What happens next?

Tracey and Terry’s fostering story

Oct 26 2021

My husband Terry and I have been together for 23 years and have fostered for six years, mainly looking after babies and occasionally toddlers. We’re currently approved for 0-10 years and have cared for 11 little ones so far. I looked into fostering a while ago as I’ve always had a background of care, but we wanted to wait until our own children were settled. Terry has two children, a 32-year-old son and a 31-year-old daughter, and I have a 31-year-old son.

With lots of care experience working with care agencies, I was also a dental nurse previously and later became a phlebotomist in a GP surgery. One day when I was working in the GP surgery, I thought to myself, ‘Why aren’t I doing what I’ve always wanted to do?’ I came home from the surgery and told Terry how I felt. He was on board with the idea of fostering and because we run a building company, I am fortunate enough to not have to work full-time anymore meaning we can really invest our time into fostering.

Moving on to a forever family

The time it takes from being approved as a foster carer to getting your first placement varies for each new foster carer. Our first placement came within days and the baby we cared for was unfortunately addicted to heroin. It was a positive outcome in the end, and she went home to her family. ‘What happens to child when they leave you?’ is one question people ask quite often. Three of the little ones we’ve cared for went back to their families and six have been adopted - we’re currently looking after our 10th baby.
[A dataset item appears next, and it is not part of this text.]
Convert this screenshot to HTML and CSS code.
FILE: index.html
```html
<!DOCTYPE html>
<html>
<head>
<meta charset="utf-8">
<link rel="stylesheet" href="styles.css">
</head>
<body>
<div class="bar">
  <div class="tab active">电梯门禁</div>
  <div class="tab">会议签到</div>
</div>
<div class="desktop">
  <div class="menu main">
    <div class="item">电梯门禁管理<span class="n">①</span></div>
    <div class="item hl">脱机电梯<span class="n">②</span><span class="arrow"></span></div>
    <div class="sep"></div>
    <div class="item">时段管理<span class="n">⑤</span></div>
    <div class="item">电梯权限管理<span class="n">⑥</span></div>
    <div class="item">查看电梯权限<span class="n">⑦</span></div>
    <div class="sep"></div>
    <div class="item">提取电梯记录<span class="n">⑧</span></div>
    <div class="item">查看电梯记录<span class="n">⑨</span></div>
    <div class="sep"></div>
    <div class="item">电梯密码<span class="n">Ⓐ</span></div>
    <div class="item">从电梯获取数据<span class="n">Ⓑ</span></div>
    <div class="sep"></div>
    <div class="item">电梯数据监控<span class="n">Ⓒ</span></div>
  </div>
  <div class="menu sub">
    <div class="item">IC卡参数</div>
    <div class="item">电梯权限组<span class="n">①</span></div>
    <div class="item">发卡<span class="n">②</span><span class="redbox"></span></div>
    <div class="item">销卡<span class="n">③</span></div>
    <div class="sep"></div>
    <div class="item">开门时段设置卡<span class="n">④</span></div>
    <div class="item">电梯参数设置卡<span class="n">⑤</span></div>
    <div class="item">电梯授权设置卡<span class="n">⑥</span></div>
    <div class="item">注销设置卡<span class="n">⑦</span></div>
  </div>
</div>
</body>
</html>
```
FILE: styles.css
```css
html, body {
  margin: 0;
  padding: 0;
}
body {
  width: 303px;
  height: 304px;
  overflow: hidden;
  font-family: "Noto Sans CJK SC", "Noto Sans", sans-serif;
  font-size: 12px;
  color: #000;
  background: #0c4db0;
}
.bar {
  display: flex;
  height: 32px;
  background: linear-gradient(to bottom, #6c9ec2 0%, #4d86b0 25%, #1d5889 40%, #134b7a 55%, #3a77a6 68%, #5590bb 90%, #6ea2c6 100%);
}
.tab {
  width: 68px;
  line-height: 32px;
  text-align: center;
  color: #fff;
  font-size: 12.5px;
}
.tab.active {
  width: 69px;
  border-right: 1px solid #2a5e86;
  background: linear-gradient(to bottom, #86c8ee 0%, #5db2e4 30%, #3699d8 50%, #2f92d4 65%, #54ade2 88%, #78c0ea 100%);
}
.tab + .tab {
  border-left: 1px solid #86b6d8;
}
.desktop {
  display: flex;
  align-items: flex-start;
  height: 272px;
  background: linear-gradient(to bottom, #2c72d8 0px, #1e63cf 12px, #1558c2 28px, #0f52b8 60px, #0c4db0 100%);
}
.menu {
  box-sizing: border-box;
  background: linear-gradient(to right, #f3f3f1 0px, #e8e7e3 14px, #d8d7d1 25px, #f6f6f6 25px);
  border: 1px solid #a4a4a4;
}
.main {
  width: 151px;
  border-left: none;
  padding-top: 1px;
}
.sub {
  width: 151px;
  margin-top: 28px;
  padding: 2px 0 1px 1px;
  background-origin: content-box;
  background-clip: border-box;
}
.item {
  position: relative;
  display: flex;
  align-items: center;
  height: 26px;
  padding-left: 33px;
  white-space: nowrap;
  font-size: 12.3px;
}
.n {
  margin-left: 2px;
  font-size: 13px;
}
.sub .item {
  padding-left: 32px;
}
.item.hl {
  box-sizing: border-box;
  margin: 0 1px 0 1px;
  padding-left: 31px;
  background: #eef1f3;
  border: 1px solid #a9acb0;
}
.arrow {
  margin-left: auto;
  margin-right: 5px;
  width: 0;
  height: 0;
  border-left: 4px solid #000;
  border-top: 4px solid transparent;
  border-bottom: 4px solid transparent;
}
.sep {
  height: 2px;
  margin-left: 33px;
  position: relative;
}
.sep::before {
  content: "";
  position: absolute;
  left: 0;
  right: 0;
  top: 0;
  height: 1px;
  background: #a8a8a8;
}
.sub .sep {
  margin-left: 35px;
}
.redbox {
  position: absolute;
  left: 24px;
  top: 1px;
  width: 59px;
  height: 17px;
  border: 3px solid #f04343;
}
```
If it’s safe, reuniting children with their families is usually the best option. I must say, adoption is magical. It’s so lovely to see the parents’ faces for the first time when they adopt one of the children you are caring for. It hurts so much when they leave. I think the stronger the attachment, the more I get upset but strong attachments are important. If there is no forever family out there for them, there’s always a forever home for them here with us. With us, they will always find a home no matter what.

I do like to meet the birth families at contact, and it makes me feel really good knowing I’m helping the babies go back to their families if it’s safe to do so. Birth families also get support like us foster carers; they have a social worker, regular reviews, and our support too. I would consider myself really lucky because I have kept close relationships with all my placements and their families once they’ve left our home, except for two, which is ok because you have to understand and respect their wishes too. Seeing their family complete is wonderful.

After day 14 of the child being adopted, it’s up to the new parents to stay in touch with you. It’s lovely because these parents love this child as much as we do. Whatever suggestions we give to new parents are in the best interests of the child and some people don’t get that but it’s nice when parents can confide in you. We get called Auntie and Uncle, or more often ‘Terry and Bubs’ because we’ve become more than just family.

Assessment and training

We’re approved for two unrelated babies, which we’ve only done once, and it was challenging. The hardest part was that they left at very similar times. You have to remember they’re not your own and when children are ill it’s much harder. You do have the support of your social worker though

and I have a nice network of foster carer friends. In fact, I’ve made three life-long friends through fostering and the training courses. They’re similar to me and they foster for the same reason as me. We believe all children deserve to be loved and to see children get back on track is so lovely. Babies and toddlers can be easier than older children in some ways, but you have them for 24hrs of the day and they can’t tell you when they need you. Some foster carers find babies and toddlers more difficult than teenagers, but like I said it really depends on you and your skillset.

Fostering is very different now compared to when I was younger. Everyone deserves to know the truth about their life, which is why I write diaries and keep photo albums for the children. I add notes to photos about when and why we went somewhere and what we did. I keep memorabilia for them too, even if it’s a leaf from a floor from a day out we’ve had. We do more for the foster children than our own. I may not be there to be able to tell them these things when they grow up.

Our assessment was with an Independent Social Worker (ISW) and they were really lovely. There were lots of things I wasn’t expecting, for example contacting my ex-husband. I was a bit concerned it might drag things back up and in truth it did worry me initially, but actually it was ok. The financial part of the assessment was ok too, as was the medical history. Be prepared because there are lots of questions, but they are all relevant.

The training was hysterical – hearing people’s stories were just funny, and we had such a good group. I loved the training and we had Donna from the Recruitment and Assessment Team who happened to get us our first placement. She was brilliant and we got on really well. I’m still friends with one of the girls in that group. It’s interesting to see how different all carers are.

When it comes to training post-approval, I prefer to do it online because it’s easier with the baby. I only leave the baby with someone I trust if I do have to go. The babies are part of our training. There are some mandatory courses and other interest ones too – if it’s relevant to me then I really enjoy it. Sudden Infant Deaths training and development and attachment are great courses for everyone caring for babies because they tell you why attachment is so important. I like to keep on top of everything when it comes to training.